G: Yeah. I mean, between Jamaica and Cuba you’ve got a lot of different rhythms that have that – whether it’s mambo or cha cha cha, or Mozambique or descarga or the gun shot rhythm (laughs), or whatever, this is basically where it’s all from. So, I kind of wanted to explain to Mala about the essence of what makes Cuban music and how Cuban music has had such a huge influence on a lot of other music around the world. So, that’s where we went in the studio and I just asked Roberto to record, with a trio, and we had a couple of other instruments that we dropped in there. I can’t remember what else we had, but we had a couple of more traditional instruments in the studio as well, and literally recorded like twelve or thirteen rhythms.

And so, we recorded all that and that kind of, obviously, made Mala quite interested. He was like really fascinated by all that. And then we kind of had something to take back to England with us, musically, which he could then kind of live with and give himself time to try and understand it. We threw a lot at him in a very short space of time out of nowhere. And you’ve got to remember as well, that this is Mala, who’s somebody who’s got his labels, and he’s DJing and so I’m sort of, actually, throwing a lot at him in one go. And he’s going to need his own time to kind of to kind of put it all…

B: Mala is somebody who really does take his own time and feels his way through things, he feels, a way that things feel right or not to him.

G: Yeah. And that’s I suppose, that’s the other reason the project kind of ended up working because I don’t think I ever made him feel pressure in any way, I mean, apart from the fact that, well “You into this?” I didn’t kind of go, “Okay.

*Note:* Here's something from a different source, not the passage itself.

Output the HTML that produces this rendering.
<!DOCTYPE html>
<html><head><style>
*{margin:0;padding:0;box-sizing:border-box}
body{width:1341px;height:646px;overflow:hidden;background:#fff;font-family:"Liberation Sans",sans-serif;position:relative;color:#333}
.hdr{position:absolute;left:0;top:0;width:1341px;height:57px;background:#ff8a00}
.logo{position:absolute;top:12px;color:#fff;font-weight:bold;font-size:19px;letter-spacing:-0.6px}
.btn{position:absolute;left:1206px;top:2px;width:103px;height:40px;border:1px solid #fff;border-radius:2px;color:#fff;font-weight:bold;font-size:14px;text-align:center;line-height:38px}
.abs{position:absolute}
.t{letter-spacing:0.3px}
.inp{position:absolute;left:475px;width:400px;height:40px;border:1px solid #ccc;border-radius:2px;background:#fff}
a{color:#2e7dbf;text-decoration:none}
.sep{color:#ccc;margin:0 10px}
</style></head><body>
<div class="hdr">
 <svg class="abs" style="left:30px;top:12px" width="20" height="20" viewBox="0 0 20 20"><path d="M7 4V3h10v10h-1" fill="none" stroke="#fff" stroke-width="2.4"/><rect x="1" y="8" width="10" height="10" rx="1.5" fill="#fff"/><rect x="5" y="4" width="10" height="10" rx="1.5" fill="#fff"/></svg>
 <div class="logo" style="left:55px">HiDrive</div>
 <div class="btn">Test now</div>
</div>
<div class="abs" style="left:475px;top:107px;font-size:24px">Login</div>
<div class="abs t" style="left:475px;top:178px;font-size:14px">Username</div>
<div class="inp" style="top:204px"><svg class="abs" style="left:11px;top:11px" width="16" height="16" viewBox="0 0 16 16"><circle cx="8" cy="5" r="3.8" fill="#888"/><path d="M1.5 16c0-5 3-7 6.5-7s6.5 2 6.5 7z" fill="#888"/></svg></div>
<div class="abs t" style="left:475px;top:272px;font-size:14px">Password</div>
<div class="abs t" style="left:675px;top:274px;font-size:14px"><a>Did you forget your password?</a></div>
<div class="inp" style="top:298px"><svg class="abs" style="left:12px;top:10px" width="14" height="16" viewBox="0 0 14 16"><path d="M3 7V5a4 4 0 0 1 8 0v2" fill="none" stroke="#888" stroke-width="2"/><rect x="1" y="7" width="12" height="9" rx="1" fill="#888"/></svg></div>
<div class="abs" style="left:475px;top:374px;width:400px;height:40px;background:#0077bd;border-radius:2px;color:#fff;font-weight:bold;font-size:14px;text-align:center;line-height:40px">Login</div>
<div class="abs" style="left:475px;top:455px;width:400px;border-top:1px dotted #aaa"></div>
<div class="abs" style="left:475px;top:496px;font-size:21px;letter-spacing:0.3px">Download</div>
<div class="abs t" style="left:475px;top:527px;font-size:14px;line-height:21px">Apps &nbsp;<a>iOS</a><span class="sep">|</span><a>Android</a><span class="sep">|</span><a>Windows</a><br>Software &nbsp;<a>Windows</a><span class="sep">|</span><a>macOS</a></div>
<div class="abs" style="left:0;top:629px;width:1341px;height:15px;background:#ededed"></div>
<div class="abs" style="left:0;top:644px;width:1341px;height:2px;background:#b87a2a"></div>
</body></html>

Well, I’ve taken you to Cuba, now I want you to make me two tracks in two weeks time”.

B: And that’s one part of the process that I’m quite curious about your input and methods because obviously, I can see you’re doing this pretty amazing way of sort of pulling different people together, and sometimes, I guess, you might need to be really proactive in some, in other scenarios you might need to be a bit more, 'sit back and let things happen.' How do you choose what to do and how to be the person that, either actively or just subconsciously gets things together?

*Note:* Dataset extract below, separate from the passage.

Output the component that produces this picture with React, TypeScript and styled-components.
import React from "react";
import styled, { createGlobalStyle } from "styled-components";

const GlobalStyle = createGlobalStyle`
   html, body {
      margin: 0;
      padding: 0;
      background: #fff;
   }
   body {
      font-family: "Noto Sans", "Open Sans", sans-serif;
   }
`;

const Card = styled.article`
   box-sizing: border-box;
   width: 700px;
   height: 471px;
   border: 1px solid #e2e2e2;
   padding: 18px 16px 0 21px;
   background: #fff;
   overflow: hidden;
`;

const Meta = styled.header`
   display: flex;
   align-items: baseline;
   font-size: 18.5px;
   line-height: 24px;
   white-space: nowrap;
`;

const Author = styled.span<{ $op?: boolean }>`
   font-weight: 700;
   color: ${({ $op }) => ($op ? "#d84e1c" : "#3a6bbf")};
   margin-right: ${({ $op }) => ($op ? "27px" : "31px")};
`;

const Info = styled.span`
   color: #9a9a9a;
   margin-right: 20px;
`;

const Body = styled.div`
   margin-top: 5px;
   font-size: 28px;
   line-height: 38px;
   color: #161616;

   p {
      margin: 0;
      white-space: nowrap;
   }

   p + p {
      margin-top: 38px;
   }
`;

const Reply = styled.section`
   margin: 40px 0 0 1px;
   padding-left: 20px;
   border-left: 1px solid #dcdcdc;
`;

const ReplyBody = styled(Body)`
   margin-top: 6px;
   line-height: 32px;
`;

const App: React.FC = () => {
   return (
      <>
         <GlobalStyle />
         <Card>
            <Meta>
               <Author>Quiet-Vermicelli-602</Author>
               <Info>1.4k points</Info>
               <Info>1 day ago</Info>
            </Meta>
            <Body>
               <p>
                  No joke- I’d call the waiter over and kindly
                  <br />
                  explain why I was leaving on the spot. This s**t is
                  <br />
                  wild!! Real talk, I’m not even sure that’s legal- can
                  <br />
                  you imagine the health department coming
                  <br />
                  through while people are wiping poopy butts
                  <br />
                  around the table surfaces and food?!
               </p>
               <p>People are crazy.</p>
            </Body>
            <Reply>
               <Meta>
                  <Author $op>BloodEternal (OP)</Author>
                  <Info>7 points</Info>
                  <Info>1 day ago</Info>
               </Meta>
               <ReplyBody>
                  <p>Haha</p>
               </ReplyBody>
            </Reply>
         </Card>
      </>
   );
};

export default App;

G: I don’t know. I mean obviously, I’ve been doing this for thirty years now, like A&Ring or being on one hand I’ll be headlining gigs myself, or on the other hand, I’ll be interviewing people, or I’ll be interviewed, or I’ll be A&Ring or I’ll be mentoring, or whatever I’ve been doing all aspects of the sort of music thing for quite a while. So, I’m still a mad music fan. I’m still somebody who’ll go and buy magazines and read them, and, not because I want to read about myself, but because I want to kind of find out about things. I’m still a fan in a lot of ways. And I think that with someone like Mala, or someone like Roni Size or groups like Masters at Work when I do the records of all of those people, or Carl Craig I think that I’ve found my place because I could talk their language, in a way. I wasn’t competing with them, as a producer, there was no sort of rivalry there, which is weird. I think that’s probably helped me slightly… I find myself in quite a good place that is close enough yet not too close.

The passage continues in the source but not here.